STATED PROBLEM: Provide an exact copy of the data, excluding the images.
┌────────
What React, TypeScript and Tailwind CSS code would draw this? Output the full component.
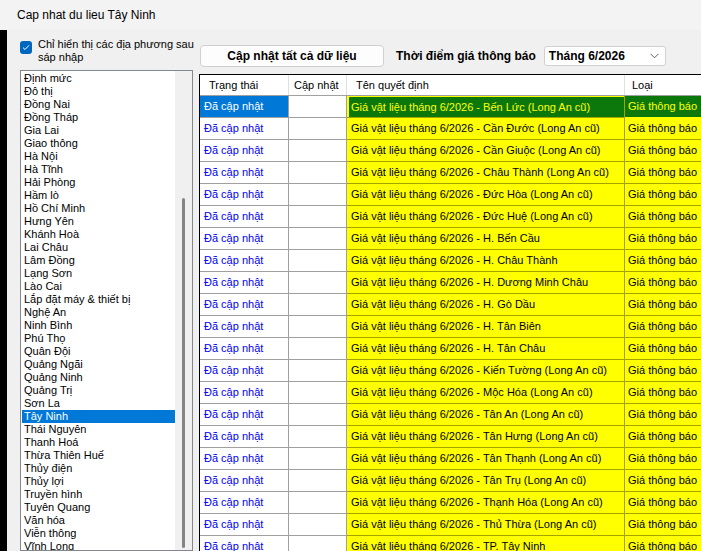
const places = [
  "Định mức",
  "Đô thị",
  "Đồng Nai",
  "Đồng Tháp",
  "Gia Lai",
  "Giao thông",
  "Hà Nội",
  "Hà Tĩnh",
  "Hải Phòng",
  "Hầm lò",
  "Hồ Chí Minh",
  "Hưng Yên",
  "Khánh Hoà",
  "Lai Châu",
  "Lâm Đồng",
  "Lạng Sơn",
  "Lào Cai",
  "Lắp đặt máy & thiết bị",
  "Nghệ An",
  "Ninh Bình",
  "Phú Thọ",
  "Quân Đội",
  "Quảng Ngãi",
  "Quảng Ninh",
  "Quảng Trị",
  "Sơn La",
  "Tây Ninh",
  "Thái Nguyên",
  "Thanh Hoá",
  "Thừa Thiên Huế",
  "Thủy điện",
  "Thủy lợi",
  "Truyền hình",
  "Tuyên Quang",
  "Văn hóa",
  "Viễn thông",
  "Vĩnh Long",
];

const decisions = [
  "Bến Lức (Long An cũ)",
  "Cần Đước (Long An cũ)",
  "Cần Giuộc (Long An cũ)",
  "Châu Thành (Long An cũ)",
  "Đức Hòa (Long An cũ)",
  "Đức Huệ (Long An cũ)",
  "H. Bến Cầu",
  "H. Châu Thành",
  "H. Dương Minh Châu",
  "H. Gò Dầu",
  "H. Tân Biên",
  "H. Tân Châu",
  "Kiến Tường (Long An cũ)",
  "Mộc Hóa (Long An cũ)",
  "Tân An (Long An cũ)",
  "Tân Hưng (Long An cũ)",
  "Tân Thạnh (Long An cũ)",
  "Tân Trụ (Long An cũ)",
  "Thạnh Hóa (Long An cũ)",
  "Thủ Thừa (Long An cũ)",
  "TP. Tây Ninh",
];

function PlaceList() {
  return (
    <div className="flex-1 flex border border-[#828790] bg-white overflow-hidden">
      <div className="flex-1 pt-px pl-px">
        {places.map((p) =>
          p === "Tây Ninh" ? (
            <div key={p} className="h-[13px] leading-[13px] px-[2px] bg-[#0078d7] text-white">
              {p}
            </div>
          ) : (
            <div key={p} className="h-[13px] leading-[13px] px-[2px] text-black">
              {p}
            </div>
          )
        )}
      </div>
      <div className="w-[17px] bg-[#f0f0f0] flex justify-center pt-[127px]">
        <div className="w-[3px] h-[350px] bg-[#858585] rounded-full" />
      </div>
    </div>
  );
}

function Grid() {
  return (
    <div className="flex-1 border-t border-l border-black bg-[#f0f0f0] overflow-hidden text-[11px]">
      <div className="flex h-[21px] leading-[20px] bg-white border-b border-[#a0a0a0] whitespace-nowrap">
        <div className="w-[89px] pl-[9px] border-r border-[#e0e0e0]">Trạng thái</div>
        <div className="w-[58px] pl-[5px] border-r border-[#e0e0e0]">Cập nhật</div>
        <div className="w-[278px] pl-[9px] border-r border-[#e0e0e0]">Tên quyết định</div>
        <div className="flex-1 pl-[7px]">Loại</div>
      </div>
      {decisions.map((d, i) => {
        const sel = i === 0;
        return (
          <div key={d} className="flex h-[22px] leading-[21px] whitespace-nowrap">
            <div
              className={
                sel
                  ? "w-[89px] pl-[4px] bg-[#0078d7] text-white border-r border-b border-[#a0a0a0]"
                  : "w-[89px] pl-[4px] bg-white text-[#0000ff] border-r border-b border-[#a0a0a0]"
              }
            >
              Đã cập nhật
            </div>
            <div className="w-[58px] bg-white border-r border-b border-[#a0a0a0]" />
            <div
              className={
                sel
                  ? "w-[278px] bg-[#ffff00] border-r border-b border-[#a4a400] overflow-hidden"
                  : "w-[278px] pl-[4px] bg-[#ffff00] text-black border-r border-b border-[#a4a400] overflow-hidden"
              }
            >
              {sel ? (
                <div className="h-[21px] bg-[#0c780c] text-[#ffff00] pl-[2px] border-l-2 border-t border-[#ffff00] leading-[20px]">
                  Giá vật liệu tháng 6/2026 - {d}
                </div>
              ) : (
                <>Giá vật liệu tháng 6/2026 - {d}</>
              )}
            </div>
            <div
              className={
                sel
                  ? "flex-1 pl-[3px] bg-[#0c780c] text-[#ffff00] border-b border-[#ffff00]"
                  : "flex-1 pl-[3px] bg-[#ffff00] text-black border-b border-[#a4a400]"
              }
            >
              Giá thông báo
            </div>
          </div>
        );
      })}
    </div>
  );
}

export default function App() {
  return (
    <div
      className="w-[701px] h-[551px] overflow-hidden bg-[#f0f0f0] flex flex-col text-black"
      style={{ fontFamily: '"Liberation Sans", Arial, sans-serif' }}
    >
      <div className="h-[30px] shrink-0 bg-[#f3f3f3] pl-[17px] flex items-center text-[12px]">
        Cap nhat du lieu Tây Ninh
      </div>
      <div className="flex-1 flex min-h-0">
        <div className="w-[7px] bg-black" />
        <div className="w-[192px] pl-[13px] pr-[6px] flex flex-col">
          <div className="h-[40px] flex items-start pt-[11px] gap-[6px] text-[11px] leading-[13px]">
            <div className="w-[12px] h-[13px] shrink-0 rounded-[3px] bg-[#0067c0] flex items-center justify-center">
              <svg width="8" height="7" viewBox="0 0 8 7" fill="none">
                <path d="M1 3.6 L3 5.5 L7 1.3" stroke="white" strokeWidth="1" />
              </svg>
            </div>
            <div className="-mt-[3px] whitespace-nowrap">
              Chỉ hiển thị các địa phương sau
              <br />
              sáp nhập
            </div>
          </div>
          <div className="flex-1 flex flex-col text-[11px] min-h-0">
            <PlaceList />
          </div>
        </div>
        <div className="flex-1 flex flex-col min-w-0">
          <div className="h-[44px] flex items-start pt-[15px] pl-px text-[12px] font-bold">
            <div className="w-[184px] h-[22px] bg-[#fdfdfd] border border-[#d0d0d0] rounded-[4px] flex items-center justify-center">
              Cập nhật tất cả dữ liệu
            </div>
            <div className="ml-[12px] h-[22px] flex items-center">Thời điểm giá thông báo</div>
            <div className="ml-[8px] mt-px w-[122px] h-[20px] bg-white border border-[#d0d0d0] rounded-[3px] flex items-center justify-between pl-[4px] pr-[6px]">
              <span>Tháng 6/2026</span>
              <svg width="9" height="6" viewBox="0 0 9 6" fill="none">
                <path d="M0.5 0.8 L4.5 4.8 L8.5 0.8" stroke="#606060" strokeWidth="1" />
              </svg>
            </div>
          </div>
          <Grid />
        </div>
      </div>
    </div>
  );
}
└────────
WRITTEN REPLY:
What React, TypeScript and Tailwind CSS code would draw this? Output the full component.
const places = [
  "Định mức",
  "Đô thị",
  "Đồng Nai",
  "Đồng Tháp",
  "Gia Lai",
  "Giao thông",
  "Hà Nội",
  "Hà Tĩnh",
  "Hải Phòng",
  "Hầm lò",
  "Hồ Chí Minh",
  "Hưng Yên",
  "Khánh Hoà",
  "Lai Châu",
  "Lâm Đồng",
  "Lạng Sơn",
  "Lào Cai",
  "Lắp đặt máy & thiết bị",
  "Nghệ An",
  "Ninh Bình",
  "Phú Thọ",
  "Quân Đội",
  "Quảng Ngãi",
  "Quảng Ninh",
  "Quảng Trị",
  "Sơn La",
  "Tây Ninh",
  "Thái Nguyên",
  "Thanh Hoá",
  "Thừa Thiên Huế",
  "Thủy điện",
  "Thủy lợi",
  "Truyền hình",
  "Tuyên Quang",
  "Văn hóa",
  "Viễn thông",
  "Vĩnh Long",
];

const decisions = [
  "Bến Lức (Long An cũ)",
  "Cần Đước (Long An cũ)",
  "Cần Giuộc (Long An cũ)",
  "Châu Thành (Long An cũ)",
  "Đức Hòa (Long An cũ)",
  "Đức Huệ (Long An cũ)",
  "H. Bến Cầu",
  "H. Châu Thành",
  "H. Dương Minh Châu",
  "H. Gò Dầu",
  "H. Tân Biên",
  "H. Tân Châu",
  "Kiến Tường (Long An cũ)",
  "Mộc Hóa (Long An cũ)",
  "Tân An (Long An cũ)",
  "Tân Hưng (Long An cũ)",
  "Tân Thạnh (Long An cũ)",
  "Tân Trụ (Long An cũ)",
  "Thạnh Hóa (Long An cũ)",
  "Thủ Thừa (Long An cũ)",
  "TP. Tây Ninh",
];

function PlaceList() {
  return (
    <div className="flex-1 flex border border-[#828790] bg-white overflow-hidden">
      <div className="flex-1 pt-px pl-px">
        {places.map((p) =>
          p === "Tây Ninh" ? (
            <div key={p} className="h-[13px] leading-[13px] px-[2px] bg-[#0078d7] text-white">
              {p}
            </div>
          ) : (
            <div key={p} className="h-[13px] leading-[13px] px-[2px] text-black">
              {p}
            </div>
          )
        )}
      </div>
      <div className="w-[17px] bg-[#f0f0f0] flex justify-center pt-[127px]">
        <div className="w-[3px] h-[350px] bg-[#858585] rounded-full" />
      </div>
    </div>
  );
}

function Grid() {
  return (
    <div className="flex-1 border-t border-l border-black bg-[#f0f0f0] overflow-hidden text-[11px]">
      <div className="flex h-[21px] leading-[20px] bg-white border-b border-[#a0a0a0] whitespace-nowrap">
        <div className="w-[89px] pl-[9px] border-r border-[#e0e0e0]">Trạng thái</div>
        <div className="w-[58px] pl-[5px] border-r border-[#e0e0e0]">Cập nhật</div>
        <div className="w-[278px] pl-[9px] border-r border-[#e0e0e0]">Tên quyết định</div>
        <div className="flex-1 pl-[7px]">Loại</div>
      </div>
      {decisions.map((d, i) => {
        const sel = i === 0;
        return (
          <div key={d} className="flex h-[22px] leading-[21px] whitespace-nowrap">
            <div
              className={
                sel
                  ? "w-[89px] pl-[4px] bg-[#0078d7] text-white border-r border-b border-[#a0a0a0]"
                  : "w-[89px] pl-[4px] bg-white text-[#0000ff] border-r border-b border-[#a0a0a0]"
              }
            >
              Đã cập nhật
            </div>
            <div className="w-[58px] bg-white border-r border-b border-[#a0a0a0]" />
            <div
              className={
                sel
                  ? "w-[278px] bg-[#ffff00] border-r border-b border-[#a4a400] overflow-hidden"
                  : "w-[278px] pl-[4px] bg-[#ffff00] text-black border-r border-b border-[#a4a400] overflow-hidden"
              }
            >
              {sel ? (
                <div className="h-[21px] bg-[#0c780c] text-[#ffff00] pl-[2px] border-l-2 border-t border-[#ffff00] leading-[20px]">
                  Giá vật liệu tháng 6/2026 - {d}
                </div>
              ) : (
                <>Giá vật liệu tháng 6/2026 - {d}</>
              )}
            </div>
            <div
              className={
                sel
                  ? "flex-1 pl-[3px] bg-[#0c780c] text-[#ffff00] border-b border-[#ffff00]"
                  : "flex-1 pl-[3px] bg-[#ffff00] text-black border-b border-[#a4a400]"
              }
            >
              Giá thông báo
            </div>
          </div>
        );
      })}
    </div>
  );
}

export default function App() {
  return (
    <div
      className="w-[701px] h-[551px] overflow-hidden bg-[#f0f0f0] flex flex-col text-black"
      style={{ fontFamily: '"Liberation Sans", Arial, sans-serif' }}
    >
      <div className="h-[30px] shrink-0 bg-[#f3f3f3] pl-[17px] flex items-center text-[12px]">
        Cap nhat du lieu Tây Ninh
      </div>
      <div className="flex-1 flex min-h-0">
        <div className="w-[7px] bg-black" />
        <div className="w-[192px] pl-[13px] pr-[6px] flex flex-col">
          <div className="h-[40px] flex items-start pt-[11px] gap-[6px] text-[11px] leading-[13px]">
            <div className="w-[12px] h-[13px] shrink-0 rounded-[3px] bg-[#0067c0] flex items-center justify-center">
              <svg width="8" height="7" viewBox="0 0 8 7" fill="none">
                <path d="M1 3.6 L3 5.5 L7 1.3" stroke="white" strokeWidth="1" />
              </svg>
            </div>
            <div className="-mt-[3px] whitespace-nowrap">
              Chỉ hiển thị các địa phương sau
              <br />
              sáp nhập
            </div>
          </div>
          <div className="flex-1 flex flex-col text-[11px] min-h-0">
            <PlaceList />
          </div>
        </div>
        <div className="flex-1 flex flex-col min-w-0">
          <div className="h-[44px] flex items-start pt-[15px] pl-px text-[12px] font-bold">
            <div className="w-[184px] h-[22px] bg-[#fdfdfd] border border-[#d0d0d0] rounded-[4px] flex items-center justify-center">
              Cập nhật tất cả dữ liệu
            </div>
            <div className="ml-[12px] h-[22px] flex items-center">Thời điểm giá thông báo</div>
            <div className="ml-[8px] mt-px w-[122px] h-[20px] bg-white border border-[#d0d0d0] rounded-[3px] flex items-center justify-between pl-[4px] pr-[6px]">
              <span>Tháng 6/2026</span>
              <svg width="9" height="6" viewBox="0 0 9 6" fill="none">
                <path d="M0.5 0.8 L4.5 4.8 L8.5 0.8" stroke="#606060" strokeWidth="1" />
              </svg>
            </div>
          </div>
          <Grid />
        </div>
      </div>
    </div>
  );
}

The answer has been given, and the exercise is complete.